A little over two months ago, I rolled into Caldwell on bicycle to teach science. No home (but some great friends), no formal background in education but a load of energy and a passionate group of people surrounding me. Taking on teaching, coaching and living has been both challenging and fulfilling. From the friends that greet me at 5:30 each morning at Snake River to the coaches and players that fill the practice fields each day, the sense of community in my life has been awesome.
The opportunity to use experiences and knowledge from the laboratories of the LPI, classrooms of OSU, beaches of Ecuador and years on the football field has been gratifying. Sharing the things in life that have given me growth and joy is an unique opportunity and I have been eager to place my effort into sharing this with the “Futures” in the classroom and players on the field.
Whether we rally around burpees at 6 in the morning, Caldwell each Friday night or working toward greater equity for students in Idaho, each community has a reason to come together and pour heart and effort into a particular cause. This sense of “tribe” is at our core as humans and drives us to perform remarkable feats. Just scratching the surface here has allowed me to be part of building better tribes through strength, education, and grit.
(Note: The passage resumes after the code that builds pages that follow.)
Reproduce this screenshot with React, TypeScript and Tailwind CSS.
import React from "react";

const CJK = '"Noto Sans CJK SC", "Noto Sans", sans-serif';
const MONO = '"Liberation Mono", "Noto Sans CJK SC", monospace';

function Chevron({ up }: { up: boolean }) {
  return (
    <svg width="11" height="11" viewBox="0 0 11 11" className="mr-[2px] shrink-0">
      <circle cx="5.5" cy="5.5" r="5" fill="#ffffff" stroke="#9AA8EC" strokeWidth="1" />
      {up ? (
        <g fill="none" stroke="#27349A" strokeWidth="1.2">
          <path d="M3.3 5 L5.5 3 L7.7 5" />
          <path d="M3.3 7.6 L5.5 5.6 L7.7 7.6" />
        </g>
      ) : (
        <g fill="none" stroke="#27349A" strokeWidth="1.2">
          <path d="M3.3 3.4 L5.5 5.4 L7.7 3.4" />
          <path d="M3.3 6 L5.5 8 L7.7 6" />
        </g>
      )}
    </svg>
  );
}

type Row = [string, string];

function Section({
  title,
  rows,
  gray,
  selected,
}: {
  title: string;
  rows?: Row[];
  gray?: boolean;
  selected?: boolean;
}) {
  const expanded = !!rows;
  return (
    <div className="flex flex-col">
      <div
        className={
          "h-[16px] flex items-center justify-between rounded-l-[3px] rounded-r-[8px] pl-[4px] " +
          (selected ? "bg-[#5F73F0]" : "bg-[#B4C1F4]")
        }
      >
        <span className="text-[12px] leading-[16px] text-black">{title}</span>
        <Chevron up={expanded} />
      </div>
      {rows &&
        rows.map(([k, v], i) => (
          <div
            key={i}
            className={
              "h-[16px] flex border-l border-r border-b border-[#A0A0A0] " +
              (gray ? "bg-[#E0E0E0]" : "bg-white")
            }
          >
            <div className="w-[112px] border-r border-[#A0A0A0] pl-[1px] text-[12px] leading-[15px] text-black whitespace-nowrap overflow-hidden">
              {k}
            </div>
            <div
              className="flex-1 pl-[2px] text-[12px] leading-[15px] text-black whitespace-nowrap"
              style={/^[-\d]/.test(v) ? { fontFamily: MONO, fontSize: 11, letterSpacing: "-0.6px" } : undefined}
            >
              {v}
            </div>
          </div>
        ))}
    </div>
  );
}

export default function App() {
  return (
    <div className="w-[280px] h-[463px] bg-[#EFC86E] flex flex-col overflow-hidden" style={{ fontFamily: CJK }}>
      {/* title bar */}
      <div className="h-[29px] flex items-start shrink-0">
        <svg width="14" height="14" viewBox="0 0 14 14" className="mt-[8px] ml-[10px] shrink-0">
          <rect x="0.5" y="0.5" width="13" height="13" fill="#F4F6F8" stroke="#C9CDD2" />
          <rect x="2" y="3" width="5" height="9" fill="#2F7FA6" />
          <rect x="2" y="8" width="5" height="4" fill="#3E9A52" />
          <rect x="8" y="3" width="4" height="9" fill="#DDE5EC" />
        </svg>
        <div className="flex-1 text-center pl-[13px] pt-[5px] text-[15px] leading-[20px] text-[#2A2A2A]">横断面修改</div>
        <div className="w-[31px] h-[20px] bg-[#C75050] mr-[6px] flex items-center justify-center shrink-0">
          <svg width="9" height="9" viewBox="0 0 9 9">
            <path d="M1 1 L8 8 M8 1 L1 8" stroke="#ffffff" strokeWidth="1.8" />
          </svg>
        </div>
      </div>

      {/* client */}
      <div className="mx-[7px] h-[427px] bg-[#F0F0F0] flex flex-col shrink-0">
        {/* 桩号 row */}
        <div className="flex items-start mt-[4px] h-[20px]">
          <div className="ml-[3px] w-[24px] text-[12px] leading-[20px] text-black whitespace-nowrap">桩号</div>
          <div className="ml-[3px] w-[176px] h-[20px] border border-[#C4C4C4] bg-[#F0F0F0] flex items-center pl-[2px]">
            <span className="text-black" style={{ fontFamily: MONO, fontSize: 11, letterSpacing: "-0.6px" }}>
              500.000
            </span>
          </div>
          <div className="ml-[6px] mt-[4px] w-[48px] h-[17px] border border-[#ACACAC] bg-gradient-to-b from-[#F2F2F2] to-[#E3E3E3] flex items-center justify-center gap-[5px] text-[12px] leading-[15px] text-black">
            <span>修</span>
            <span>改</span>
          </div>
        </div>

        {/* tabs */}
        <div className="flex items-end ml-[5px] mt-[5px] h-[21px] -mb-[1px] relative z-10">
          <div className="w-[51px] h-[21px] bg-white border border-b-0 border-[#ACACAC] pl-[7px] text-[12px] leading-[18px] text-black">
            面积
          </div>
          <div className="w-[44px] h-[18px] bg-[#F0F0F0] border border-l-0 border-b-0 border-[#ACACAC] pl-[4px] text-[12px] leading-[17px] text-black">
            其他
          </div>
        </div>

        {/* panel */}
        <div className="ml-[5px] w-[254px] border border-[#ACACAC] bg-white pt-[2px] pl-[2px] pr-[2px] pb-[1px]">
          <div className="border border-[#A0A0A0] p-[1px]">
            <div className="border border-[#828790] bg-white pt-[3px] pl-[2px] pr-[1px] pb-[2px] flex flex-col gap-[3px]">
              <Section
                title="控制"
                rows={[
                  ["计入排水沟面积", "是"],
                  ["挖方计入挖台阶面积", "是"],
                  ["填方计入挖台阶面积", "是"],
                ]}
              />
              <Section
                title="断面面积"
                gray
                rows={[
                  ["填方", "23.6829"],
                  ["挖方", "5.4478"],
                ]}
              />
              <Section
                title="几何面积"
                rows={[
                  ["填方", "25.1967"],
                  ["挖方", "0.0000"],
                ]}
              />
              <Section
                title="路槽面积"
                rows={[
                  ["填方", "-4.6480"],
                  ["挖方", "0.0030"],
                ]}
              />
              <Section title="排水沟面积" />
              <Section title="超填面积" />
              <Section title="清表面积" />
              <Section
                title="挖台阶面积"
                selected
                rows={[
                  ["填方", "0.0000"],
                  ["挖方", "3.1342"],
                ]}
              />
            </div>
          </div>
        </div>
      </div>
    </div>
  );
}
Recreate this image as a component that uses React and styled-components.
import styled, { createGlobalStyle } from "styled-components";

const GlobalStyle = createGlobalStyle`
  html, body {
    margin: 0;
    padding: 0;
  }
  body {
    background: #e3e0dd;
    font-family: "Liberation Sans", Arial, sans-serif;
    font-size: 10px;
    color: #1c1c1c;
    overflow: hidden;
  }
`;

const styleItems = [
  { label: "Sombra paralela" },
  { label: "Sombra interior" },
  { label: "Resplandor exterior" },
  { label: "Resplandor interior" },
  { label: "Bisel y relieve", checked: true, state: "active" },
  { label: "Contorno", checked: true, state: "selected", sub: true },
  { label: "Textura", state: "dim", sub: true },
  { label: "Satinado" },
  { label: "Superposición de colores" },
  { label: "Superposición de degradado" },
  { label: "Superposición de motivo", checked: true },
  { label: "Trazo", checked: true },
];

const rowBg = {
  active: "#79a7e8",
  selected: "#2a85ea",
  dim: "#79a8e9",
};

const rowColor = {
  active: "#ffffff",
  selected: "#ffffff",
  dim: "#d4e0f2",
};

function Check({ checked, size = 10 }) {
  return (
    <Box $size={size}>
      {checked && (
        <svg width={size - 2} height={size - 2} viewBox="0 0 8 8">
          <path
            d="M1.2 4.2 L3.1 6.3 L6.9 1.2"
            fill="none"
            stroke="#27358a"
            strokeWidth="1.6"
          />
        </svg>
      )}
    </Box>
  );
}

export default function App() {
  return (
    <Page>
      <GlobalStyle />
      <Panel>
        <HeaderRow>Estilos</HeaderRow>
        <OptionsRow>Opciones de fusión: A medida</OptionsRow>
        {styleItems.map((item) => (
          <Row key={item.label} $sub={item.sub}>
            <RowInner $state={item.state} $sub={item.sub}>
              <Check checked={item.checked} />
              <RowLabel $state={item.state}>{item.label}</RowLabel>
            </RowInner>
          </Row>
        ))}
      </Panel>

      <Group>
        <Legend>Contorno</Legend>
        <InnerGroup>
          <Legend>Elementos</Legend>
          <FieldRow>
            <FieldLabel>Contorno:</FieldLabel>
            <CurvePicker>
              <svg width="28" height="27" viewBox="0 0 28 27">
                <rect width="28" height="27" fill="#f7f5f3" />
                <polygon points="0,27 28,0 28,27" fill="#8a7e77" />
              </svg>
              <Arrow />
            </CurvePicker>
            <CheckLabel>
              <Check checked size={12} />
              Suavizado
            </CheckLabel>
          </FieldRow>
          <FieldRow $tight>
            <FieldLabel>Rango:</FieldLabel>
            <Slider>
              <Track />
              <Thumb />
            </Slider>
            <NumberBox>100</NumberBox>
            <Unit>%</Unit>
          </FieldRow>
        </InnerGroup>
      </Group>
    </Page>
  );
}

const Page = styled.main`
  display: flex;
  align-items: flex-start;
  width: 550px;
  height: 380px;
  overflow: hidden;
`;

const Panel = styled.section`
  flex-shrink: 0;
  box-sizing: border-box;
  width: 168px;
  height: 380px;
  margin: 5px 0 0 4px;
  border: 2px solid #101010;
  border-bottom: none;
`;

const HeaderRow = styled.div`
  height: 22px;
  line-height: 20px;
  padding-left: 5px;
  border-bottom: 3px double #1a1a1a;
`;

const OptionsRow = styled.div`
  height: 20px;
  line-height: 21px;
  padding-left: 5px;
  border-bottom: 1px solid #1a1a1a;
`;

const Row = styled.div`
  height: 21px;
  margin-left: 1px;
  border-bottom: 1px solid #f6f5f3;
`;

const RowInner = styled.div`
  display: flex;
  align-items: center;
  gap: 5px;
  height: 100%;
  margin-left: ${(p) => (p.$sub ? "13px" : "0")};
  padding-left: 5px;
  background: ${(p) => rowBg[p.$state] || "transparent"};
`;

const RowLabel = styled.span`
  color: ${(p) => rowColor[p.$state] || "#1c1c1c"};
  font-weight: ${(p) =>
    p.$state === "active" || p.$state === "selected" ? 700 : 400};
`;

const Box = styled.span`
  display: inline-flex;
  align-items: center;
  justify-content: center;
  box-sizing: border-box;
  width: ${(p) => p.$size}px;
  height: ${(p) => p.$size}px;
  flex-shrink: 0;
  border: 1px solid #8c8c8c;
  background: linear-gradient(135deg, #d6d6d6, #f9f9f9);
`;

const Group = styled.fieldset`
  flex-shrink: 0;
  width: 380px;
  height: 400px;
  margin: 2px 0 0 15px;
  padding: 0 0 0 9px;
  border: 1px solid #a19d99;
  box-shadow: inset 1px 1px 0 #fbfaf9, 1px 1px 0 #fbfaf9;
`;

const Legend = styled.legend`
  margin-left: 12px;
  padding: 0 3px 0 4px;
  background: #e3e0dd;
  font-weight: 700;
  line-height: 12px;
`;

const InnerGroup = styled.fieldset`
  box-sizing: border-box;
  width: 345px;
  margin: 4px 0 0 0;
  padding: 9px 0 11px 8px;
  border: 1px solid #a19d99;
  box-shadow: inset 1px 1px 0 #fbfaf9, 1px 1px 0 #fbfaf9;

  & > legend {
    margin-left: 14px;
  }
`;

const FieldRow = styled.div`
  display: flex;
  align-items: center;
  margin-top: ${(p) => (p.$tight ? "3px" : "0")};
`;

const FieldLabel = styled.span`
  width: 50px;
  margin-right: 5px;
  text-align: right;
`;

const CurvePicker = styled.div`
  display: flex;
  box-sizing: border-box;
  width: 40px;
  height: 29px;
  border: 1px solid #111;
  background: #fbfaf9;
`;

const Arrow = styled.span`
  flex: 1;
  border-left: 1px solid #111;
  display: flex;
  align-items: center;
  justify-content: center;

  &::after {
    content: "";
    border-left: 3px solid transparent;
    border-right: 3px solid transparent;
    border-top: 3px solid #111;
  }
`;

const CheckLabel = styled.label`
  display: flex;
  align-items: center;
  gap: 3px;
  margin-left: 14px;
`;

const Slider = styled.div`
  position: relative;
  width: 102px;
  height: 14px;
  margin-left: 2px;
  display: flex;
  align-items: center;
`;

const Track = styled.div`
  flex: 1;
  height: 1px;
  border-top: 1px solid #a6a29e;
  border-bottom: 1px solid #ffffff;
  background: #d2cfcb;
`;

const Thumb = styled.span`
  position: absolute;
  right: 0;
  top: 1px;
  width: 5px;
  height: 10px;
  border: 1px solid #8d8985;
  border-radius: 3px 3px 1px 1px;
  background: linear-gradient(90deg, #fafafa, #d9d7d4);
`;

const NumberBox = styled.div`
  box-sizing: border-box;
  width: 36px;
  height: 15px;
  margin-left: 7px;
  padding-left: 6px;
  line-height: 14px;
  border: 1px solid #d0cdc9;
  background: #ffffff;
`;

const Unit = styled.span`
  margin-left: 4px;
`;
The highs have, of course, been complimented by missing home, losing sleep, “Mr. Frost, there’s blood on the floor!” and some tears. Working through these moments with humility and grit is what I have learned and will continue to do.
Today is the first free day after the football season. Looks like the free days will be filled with hiking with good friends, eating burritos, listening to vinyls and enjoying Idaho.
If being a Frost has taught me one thing, it is how to work hard and be grateful. Though not how to manage dozens of ninth graders, dance or yell at my backers for misaligning in Gold coverage. Time to learn! As John Wooden said, “Success is never final, failure is never fatal. It is courage that counts.”